Set task:
Give back only the lines from the one that contains "Emit a component" through the one that contains "type Dir = 'nw'", word for word and without images.

Records with interface code:
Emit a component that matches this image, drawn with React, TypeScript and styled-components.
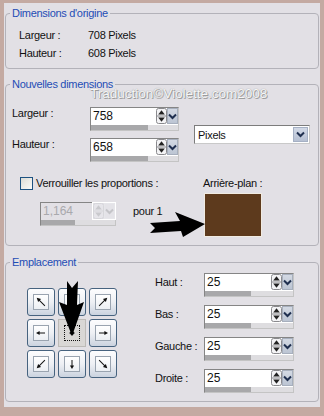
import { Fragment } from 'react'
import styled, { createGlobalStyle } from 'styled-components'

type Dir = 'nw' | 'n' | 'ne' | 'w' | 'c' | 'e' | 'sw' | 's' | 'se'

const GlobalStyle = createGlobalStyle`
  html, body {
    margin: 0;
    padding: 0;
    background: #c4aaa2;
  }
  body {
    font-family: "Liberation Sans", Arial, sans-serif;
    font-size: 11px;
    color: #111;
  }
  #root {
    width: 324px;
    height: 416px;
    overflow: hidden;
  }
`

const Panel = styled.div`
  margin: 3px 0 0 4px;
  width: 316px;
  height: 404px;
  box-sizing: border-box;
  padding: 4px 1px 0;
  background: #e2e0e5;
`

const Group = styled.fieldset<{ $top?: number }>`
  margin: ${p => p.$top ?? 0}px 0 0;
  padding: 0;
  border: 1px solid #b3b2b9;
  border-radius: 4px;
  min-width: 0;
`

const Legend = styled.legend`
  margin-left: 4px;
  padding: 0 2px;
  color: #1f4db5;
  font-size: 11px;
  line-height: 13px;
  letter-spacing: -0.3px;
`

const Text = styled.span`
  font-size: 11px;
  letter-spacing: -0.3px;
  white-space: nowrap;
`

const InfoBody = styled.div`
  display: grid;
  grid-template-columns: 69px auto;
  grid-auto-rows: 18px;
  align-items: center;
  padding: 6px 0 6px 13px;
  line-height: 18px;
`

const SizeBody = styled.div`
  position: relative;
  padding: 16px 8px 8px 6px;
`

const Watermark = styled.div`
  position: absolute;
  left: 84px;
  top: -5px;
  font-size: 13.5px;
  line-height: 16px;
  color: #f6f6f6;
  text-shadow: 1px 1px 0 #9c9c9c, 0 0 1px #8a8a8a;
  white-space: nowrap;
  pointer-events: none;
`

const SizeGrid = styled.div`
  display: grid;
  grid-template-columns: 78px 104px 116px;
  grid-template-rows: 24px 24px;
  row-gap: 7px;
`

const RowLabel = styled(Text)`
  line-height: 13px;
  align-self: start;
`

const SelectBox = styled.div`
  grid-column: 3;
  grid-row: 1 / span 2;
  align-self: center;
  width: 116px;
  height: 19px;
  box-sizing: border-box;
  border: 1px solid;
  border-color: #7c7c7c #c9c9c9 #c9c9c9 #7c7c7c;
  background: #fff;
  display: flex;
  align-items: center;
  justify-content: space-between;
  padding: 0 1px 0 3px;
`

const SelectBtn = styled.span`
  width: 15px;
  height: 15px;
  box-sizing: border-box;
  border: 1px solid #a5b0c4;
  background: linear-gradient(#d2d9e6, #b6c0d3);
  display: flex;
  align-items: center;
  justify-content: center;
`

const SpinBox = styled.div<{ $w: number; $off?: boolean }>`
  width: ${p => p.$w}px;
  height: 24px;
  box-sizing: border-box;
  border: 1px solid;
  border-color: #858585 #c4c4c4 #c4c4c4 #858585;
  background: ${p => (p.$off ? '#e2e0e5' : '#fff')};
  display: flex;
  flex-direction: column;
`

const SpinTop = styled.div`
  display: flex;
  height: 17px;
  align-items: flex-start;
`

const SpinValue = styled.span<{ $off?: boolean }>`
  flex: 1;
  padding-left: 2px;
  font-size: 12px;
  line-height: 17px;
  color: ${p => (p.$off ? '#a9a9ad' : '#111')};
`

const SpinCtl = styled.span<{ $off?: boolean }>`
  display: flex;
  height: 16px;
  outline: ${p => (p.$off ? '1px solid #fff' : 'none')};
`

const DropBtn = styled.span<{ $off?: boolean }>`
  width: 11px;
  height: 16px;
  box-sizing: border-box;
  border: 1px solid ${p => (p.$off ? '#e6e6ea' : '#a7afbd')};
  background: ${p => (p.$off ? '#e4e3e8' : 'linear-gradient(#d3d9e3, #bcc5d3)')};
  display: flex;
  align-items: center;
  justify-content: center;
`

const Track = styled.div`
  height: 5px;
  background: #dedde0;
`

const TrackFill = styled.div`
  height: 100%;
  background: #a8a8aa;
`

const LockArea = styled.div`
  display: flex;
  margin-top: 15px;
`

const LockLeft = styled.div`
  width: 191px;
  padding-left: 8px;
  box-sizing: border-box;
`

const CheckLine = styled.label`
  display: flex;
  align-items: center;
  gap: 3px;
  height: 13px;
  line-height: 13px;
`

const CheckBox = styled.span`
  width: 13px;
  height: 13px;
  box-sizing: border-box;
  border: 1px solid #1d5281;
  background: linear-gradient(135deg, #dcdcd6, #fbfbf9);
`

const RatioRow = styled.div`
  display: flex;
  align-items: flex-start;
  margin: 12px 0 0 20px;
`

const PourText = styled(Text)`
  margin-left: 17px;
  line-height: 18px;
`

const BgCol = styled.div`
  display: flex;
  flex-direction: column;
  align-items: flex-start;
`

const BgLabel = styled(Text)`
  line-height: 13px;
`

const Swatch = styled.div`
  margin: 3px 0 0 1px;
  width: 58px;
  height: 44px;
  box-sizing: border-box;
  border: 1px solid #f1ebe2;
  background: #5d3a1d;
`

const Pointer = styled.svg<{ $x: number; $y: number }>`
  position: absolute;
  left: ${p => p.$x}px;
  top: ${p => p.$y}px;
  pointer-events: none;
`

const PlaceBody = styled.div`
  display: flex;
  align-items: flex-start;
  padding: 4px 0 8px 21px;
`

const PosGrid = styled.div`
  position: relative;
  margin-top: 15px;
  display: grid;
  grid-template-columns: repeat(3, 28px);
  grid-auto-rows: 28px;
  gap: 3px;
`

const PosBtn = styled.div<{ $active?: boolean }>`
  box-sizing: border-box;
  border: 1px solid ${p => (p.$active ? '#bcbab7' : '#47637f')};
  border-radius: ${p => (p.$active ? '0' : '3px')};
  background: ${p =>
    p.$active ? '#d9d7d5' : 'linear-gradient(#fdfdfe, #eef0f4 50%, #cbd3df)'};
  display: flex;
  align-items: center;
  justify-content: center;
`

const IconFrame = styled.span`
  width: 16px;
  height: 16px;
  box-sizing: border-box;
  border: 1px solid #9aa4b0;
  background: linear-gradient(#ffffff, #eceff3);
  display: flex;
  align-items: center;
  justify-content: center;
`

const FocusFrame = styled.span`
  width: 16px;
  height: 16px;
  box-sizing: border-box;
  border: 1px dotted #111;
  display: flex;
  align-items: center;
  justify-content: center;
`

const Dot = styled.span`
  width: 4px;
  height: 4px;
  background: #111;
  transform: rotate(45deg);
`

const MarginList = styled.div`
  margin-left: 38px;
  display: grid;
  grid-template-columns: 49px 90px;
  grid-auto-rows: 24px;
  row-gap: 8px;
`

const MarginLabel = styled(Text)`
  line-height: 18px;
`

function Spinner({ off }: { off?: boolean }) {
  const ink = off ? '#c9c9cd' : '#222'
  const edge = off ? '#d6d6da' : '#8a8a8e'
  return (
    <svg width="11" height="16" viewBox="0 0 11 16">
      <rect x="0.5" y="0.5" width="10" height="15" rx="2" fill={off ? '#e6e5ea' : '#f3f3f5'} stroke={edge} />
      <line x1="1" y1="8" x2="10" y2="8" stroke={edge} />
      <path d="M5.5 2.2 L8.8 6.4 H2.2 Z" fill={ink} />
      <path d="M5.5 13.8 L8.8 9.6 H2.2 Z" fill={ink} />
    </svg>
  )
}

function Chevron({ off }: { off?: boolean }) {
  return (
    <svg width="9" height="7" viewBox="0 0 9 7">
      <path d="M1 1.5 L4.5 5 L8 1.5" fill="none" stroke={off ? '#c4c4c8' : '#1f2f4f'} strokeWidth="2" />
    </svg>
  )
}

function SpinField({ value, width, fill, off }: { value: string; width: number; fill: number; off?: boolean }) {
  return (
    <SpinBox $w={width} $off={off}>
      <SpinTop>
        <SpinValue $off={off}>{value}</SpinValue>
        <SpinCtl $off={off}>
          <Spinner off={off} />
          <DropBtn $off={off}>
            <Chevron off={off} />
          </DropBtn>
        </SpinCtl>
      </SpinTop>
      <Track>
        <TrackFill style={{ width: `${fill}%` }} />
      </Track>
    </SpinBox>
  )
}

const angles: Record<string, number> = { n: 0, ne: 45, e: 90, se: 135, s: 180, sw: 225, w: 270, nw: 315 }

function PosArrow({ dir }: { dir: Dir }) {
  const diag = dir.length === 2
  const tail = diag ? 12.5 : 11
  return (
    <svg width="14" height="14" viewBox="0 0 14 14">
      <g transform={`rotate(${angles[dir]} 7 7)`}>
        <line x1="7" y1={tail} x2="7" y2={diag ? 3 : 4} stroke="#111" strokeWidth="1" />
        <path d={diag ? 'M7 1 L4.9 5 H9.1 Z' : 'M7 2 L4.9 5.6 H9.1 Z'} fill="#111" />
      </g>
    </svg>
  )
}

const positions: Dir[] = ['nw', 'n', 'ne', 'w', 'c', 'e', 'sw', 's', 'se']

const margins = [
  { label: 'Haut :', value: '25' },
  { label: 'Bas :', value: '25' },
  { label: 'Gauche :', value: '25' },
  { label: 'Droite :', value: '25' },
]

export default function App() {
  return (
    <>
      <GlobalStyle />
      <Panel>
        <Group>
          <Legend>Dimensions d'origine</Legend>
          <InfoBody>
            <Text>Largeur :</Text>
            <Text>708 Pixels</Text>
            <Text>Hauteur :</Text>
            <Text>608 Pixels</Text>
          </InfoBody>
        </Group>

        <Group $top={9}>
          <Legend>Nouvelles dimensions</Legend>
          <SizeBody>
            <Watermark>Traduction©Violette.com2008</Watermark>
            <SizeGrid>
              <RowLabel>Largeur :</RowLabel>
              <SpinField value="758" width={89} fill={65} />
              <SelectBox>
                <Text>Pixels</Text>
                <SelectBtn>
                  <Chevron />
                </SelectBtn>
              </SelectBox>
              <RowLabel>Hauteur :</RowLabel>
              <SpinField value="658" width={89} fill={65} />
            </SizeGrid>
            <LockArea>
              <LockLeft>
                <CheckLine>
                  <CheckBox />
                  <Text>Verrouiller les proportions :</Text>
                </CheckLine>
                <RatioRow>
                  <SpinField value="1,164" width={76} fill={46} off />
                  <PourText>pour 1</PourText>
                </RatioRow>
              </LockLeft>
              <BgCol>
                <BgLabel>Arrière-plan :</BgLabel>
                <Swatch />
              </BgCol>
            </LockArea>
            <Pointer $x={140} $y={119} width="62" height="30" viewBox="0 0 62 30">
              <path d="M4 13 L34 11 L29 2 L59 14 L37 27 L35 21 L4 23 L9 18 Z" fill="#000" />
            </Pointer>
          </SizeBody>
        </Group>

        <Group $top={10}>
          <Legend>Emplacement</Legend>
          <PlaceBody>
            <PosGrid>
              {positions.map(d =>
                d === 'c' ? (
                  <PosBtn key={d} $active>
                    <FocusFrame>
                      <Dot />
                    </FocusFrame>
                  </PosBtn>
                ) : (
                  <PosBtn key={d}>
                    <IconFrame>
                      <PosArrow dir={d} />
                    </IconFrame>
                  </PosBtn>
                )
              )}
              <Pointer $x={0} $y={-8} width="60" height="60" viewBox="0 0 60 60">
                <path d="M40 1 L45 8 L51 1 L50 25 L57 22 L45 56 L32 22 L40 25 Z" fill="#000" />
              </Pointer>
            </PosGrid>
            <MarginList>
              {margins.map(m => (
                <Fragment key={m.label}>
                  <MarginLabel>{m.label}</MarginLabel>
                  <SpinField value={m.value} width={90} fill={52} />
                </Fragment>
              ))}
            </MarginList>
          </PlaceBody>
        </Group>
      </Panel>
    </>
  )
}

---

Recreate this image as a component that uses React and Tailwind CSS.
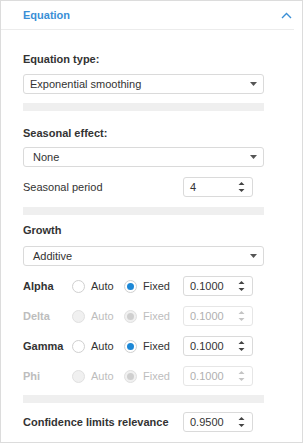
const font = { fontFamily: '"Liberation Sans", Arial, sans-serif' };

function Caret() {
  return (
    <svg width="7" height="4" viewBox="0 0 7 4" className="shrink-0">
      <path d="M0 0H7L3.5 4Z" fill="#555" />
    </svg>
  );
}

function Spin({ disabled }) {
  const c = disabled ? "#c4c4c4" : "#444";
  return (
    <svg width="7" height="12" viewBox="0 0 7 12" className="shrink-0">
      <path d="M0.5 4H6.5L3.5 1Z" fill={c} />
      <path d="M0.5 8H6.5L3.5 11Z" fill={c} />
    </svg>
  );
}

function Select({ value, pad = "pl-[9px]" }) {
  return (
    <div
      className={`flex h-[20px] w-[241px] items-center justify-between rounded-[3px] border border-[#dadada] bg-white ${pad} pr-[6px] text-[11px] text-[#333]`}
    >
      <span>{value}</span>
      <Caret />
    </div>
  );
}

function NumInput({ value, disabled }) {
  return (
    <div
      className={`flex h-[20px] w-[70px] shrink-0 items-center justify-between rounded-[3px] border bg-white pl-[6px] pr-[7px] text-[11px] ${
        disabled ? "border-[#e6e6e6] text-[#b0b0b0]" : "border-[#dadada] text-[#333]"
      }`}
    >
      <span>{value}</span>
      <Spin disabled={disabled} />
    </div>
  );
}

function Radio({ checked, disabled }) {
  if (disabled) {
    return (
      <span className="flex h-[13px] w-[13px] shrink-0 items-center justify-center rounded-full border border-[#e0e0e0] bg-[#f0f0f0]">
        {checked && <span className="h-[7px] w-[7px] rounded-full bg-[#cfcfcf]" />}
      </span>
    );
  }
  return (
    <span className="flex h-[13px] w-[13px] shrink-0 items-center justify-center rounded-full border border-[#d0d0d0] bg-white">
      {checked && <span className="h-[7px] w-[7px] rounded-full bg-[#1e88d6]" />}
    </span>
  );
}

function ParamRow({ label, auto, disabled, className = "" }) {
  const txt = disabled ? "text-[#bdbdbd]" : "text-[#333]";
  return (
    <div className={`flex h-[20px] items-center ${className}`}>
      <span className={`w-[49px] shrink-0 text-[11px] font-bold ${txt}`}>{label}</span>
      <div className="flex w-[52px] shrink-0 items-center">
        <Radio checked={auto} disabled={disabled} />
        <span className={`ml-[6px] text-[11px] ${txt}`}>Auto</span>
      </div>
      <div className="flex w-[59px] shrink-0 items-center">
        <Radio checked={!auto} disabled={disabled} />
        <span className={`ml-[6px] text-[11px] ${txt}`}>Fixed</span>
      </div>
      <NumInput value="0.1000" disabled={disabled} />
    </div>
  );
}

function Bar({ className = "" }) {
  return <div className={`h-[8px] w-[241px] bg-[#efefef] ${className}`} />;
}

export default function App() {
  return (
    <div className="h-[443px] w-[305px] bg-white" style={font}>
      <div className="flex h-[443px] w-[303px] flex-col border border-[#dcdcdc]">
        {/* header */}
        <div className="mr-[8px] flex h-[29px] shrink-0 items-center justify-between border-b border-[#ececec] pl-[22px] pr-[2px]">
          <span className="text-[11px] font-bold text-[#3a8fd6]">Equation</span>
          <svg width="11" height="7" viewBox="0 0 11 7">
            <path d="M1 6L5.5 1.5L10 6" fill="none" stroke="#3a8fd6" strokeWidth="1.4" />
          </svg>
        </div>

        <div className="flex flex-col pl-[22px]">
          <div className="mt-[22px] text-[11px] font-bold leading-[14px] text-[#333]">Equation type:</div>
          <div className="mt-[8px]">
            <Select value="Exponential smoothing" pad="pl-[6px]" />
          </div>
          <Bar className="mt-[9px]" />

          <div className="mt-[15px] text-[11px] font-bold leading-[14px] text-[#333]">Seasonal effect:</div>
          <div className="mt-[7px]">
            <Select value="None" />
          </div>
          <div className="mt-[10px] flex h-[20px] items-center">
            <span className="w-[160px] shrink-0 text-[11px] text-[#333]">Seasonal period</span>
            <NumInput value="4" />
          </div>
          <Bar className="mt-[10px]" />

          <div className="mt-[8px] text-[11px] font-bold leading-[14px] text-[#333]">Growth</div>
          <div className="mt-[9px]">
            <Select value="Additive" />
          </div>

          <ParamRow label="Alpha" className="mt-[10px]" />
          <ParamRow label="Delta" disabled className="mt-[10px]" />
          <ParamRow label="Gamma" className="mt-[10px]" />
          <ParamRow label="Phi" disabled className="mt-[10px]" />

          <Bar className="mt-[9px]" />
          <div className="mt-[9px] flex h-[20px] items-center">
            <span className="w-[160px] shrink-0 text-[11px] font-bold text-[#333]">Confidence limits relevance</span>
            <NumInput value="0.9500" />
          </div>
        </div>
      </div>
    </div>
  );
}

Result of the task:
Emit a component that matches this image, drawn with React, TypeScript and styled-components.
import { Fragment } from 'react'
import styled, { createGlobalStyle } from 'styled-components'

type Dir = 'nw' | 'n' | 'ne' | 'w' | 'c' | 'e' | 'sw' | 's' | 'se'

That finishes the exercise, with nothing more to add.